As president, Obama said he would push for an energy policy to take advantage of emerging solar and wind technologies.
"We send a billion dollars a day to other nations for foreign oil, but we're paying the highest gas prices we've ever seen, so we're going to change the way we do business," he said, vowing to, "develop new technologies and charge polluters who produce greenhouse gases."
Obama drew loud cheers for his position on the Iraq War, calling it "an unwise war," and vowing to end it in 2009.
Above all, Obama hammered away at his message for change. He separated the forces of change from the forces of the status quo and put Clinton firmly in the status quo side—particularly regarding some of her campaign tactics.
"When the campaign starts releasing photographs of me while I'm traveling overseas, wearing the native clothes of that country to make me look (foreign), then they run a (scare tactic) ad talking about who's going to answer the phone at three in the morning ... that's not real change. That's the same old thing, and we're moving on from that," Obama said.
Obama also could not resist a poke at Clinton's suggestion that she might adopt Obama as a vice president.
"This is a close race. I can't guarantee that I will win, but I am not running for vice president. I'm running for president of the United States of America," the senator from Illinois said.
The Obama platform resembles that of Clinton in many respects. Clinton promised, at a Democratic event in Canton last week, to begin troop withdrawal from Iraq in six months, saying the country needed to focus on winning the battle in Afghanistan. Obama is quick to point to Clinton's initial support of the war, however, and for her subsequent support for funding the war.
Clinton also promised big changes in the economy, and more jobs, similar to the high economic times during the 1990s, when her husband, former President Bill Clinton, was leading the country.
"People like to say (the 1990s) are ancient history. Well, it's not like it's ancient Rome. It was only 10 years ago when were creating more than 22 million new jobs, when the average family's income went up more than $7,000 a year, and more people were lifted out of poverty than in any time in our country's recent history," she said.

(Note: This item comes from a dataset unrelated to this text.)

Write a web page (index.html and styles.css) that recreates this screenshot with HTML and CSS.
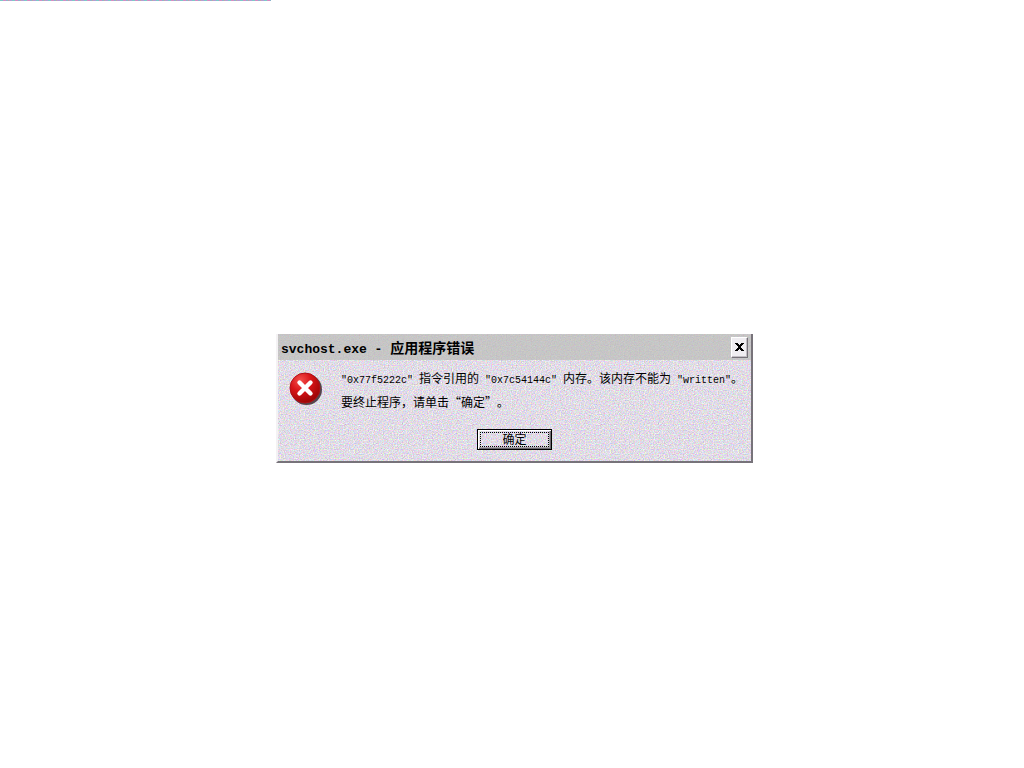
FILE: index.html
```html
<!DOCTYPE html>
<html lang="zh-CN">
<head>
  <meta charset="UTF-8">
  <meta name="viewport" content="width=device-width, initial-scale=1.0">
  <title>svchost.exe - 应用程序错误</title>
  <link rel="stylesheet" href="styles.css">
</head>
<body>
  <div class="strip"></div>

  <main class="desktop">
    <section class="dialog" role="alertdialog" aria-labelledby="title" aria-describedby="message">
      <header class="title-bar">
        <h1 class="title" id="title"><span class="latin">svchost.exe - </span>应用程序错误</h1>
        <button class="close" type="button" aria-label="关闭">
          <svg width="9" height="8" viewBox="0 0 9 8" shape-rendering="crispEdges">
            <path d="M0 0h3v1h1v1h1v-1h1v-1h3v1h-1v1h-1v1h-1v2h1v1h1v1h1v1h-3v-1h-1v-1h-1v1h-1v1h-3v-1h1v-1h1v-1h1v-2h-1v-1h-1v-1h-1z" fill="#000"/>
          </svg>
        </button>
      </header>

      <div class="content">
        <svg class="icon" width="34" height="34" viewBox="0 0 34 34" aria-hidden="true">
          <defs>
            <radialGradient id="red" cx="0.35" cy="0.25" r="0.8">
              <stop offset="0" stop-color="#f4504c"/>
              <stop offset="0.45" stop-color="#d81418"/>
              <stop offset="1" stop-color="#960404"/>
            </radialGradient>
          </defs>
          <circle cx="17.5" cy="17.5" r="15.5" fill="#55464c"/>
          <circle cx="16" cy="16" r="15" fill="url(#red)" stroke="#b01018"/>
          <path d="M10.5 10.5L21.5 21.5M21.5 10.5L10.5 21.5" stroke="#fff" stroke-width="4.4" stroke-linecap="round"/>
        </svg>
        <div class="message" id="message">
          <p><span class="latin">"0x77f5222c" </span>指令引用的<span class="latin"> "0x7c54144c" </span>内存。该内存不能为<span class="latin"> "written"</span>。</p>
          <p>要终止程序，请单击“确定”。</p>
        </div>
      </div>

      <div class="actions">
        <button class="ok" type="button"><span class="focus">确定</span></button>
      </div>
    </section>
  </main>
</body>
</html>
```

FILE: styles.css
```css
* {
  box-sizing: border-box;
}

body {
  margin: 0;
  min-height: 100vh;
  display: flex;
  flex-direction: column;
  background: #fff;
  color: #000;
  font-family: "Noto Sans CJK SC", sans-serif;
  font-size: 12px;
  text-spacing-trim: space-all;
}

.strip {
  width: 271px;
  height: 1px;
  background: repeating-linear-gradient(90deg, #7cc8c8 0 3px, #d48cc4 3px 6px, #8cb4cc 6px 8px, #c8a49c 8px 9px, #b49cd4 9px 12px);
}

.desktop {
  flex: 1;
  display: flex;
  align-items: center;
  justify-content: center;
  padding: 28px 0 0 5px;
}

/* dithered grey surface */
.dialog {
  width: 477px;
  border: solid;
  border-width: 0 2px 2px;
  border-color: #fff #77737a #77737a #f4f2f4;
  background: #dcd8e0 url("data:image/svg+xml,%3Csvg xmlns='http://www.w3.org/2000/svg' width='128' height='128'%3E%3Cfilter id='n' x='0' y='0' width='1' height='1' color-interpolation-filters='sRGB'%3E%3CfeTurbulence type='fractalNoise' baseFrequency='.8' numOctaves='2' stitchTiles='stitch'/%3E%3CfeColorMatrix values='.5 0 0 0 .63 0 .5 0 0 .61 0 0 .5 0 .65 0 0 0 0 1'/%3E%3C/filter%3E%3Crect width='128' height='128' filter='url(%23n)'/%3E%3C/svg%3E");
}

.title-bar {
  display: flex;
  align-items: center;
  justify-content: space-between;
  height: 26px;
  padding: 0 3px;
  background: rgba(186, 188, 184, 0.7);
}

.title {
  margin: 0;
  font-size: 14px;
  line-height: 24px;
  font-weight: bold;
  white-space: pre;
}

.latin {
  font-family: "Liberation Mono", monospace;
  font-size: 10px;
  line-height: 12px;
  white-space: pre;
}

.title .latin {
  font-size: 13px;
}

.close {
  display: flex;
  align-items: center;
  justify-content: center;
  width: 17px;
  height: 21px;
  padding: 0;
  border: 1px solid;
  border-color: #fff #77737a #77737a #fff;
  background: #efedf1;
  box-shadow: inset -1px -1px #c2bec4;
}

.content {
  display: flex;
  align-items: flex-start;
  gap: 18px;
  padding: 6px 11px 0;
}

.icon {
  flex: none;
  margin-top: 6px;
}

.message p {
  margin: 0;
  line-height: 24px;
  white-space: nowrap;
}

.actions {
  display: flex;
  justify-content: center;
  padding: 15px 0 11px;
}

.ok {
  width: 75px;
  height: 21px;
  padding: 2px;
  border: 1px solid #000;
  background: transparent;
  box-shadow: inset 1px 1px #fff, inset -1px -1px #6c686e, inset -2px -2px #a8a4aa;
  color: #000;
  font-family: inherit;
  font-size: 12px;
}

.focus {
  display: block;
  height: 15px;
  border: 1px dotted #000;
  line-height: 11px;
}
```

"There's no reason we can't do that, so long as we have a president who is a good steward of the economy, who will get us back to being fiscally responsible. End the war in Iraq, bring that money back home and put it to work here in Mississippi," Clinton told a crowd of about 2,000.
Like Obama, Clinton promised to dedicate national resources to developing "clean, renewable energy," such as solar and wind power.
"We've got to do it for our security. We can't keep sending millions of dollars off to other countries," she said.
Jackson resident Sam Begley supports Clinton over Obama, saying Clinton would have an advantage in moderate-to-conservative states during the general election. "I think Hillary will have to make her case, but you can see where she's popular in the states that matter. Not the blue states, but the purple states, where she has an edge," Begley said, predicting a windfall for Democrats against Republican nominee Sen. John McCain, no matter who won the Democratic nomination.
"What I really think is that Democrats will just kick ass this time around. I mean, you got a guy running for Republicans who is basically a new Bob Dole."
Vicksburg resident Winston Moore, a staff scientist with Applied Research Associates Inc. said Obama was probably going to take the nomination and soundly trounce McCain in the November election.
"Obama's talking a message that's uniting people who haven't come together in years," Moore said.
"He's got a positive message that's bringing new voters out to vote this year."
One of those voters is Jackson State University student Lasheba Wallace, 18. Wallace said she felt confident that Obama would take the White House.
"Oh, he's going to win. He's going to win this election. We can all feel it coming," Wallace said.
Kelly Jacobs of Hernando, who spoke at Clinton's speech in Canton, said most Democrats would be happy to vote for either of the primary candidates.
"I'm supporting Hillary because she's smart and articulate, but if she loses I'll support Obama and be happy with that. I'm not sure if a lot of Republicans can say they're happy with McCain," Jacobs said.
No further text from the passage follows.